The Journal Gazette
Saturday, June 27, 2020 1:00 am

San Francisco sings of its Golden Gate

If you've been to San Francisco, you've seen the Golden Gate Bridge. For some, that's the primary reason to go to this windy, hilly, expensive city bordering the Pacific. And those who've seen what was once the longest suspension bridge in the world are rarely disappointed.

But now the bridge, opened in May 1937 after nearly four years of construction, has a new “feature” Bay Area residents and visitors are being told they are going to have to get used to. And many of them aren't happy about it.

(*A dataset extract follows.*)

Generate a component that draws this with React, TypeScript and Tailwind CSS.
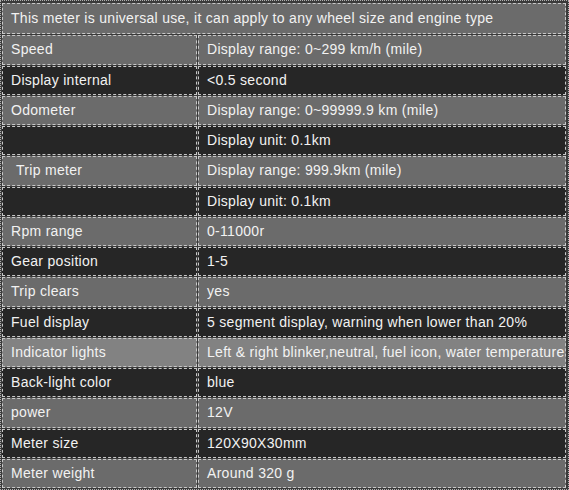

Some call it singing, a whistle or a meditative hum. But many others find it just plain eerie, describing it as a “ghostly wail,” “creepy” or a “scary howl.” It must seem especially apocalyptic when fog covers much of the bay and bridge. In a report for KQED public radio, Gabe Meline described the effect as making the bridge sound like a “giant orange wheezing kazoo.”

More used to being the inspiration for songs than the instrument, the bridge is being modified with new narrower slats installed on the bicycle path on the west side. Officials say the project is about 75% complete.

Engineers, whose mission was to stabilize the bridge in high winds, tested the design on a scale model in a wind tunnel.

For those driving on or walking across the Golden Gate Bridge, movement on the 6,450-foot (1.2-mile) span can be more than a little disconcerting. In fact, the bridge has been closed to traffic three times since it was opened because of winds reaching 69 to 75 mph, most recently in 1983.

What the engineers failed to disclose, at least in enough specificity to register with San Franciscans, is that the new sides would – in winds gusting to as little as 40 mph – create an audio effect that could be heard across the city and which could last all day.

“The bridge sings crazy songs now ...,” tweeted Mark Krueger, as quoted by KQED. “It hurts the ears and (is) unbearable it's that loud.”

San Francisco city and county officials say the renovations will continue with no planned adjustments.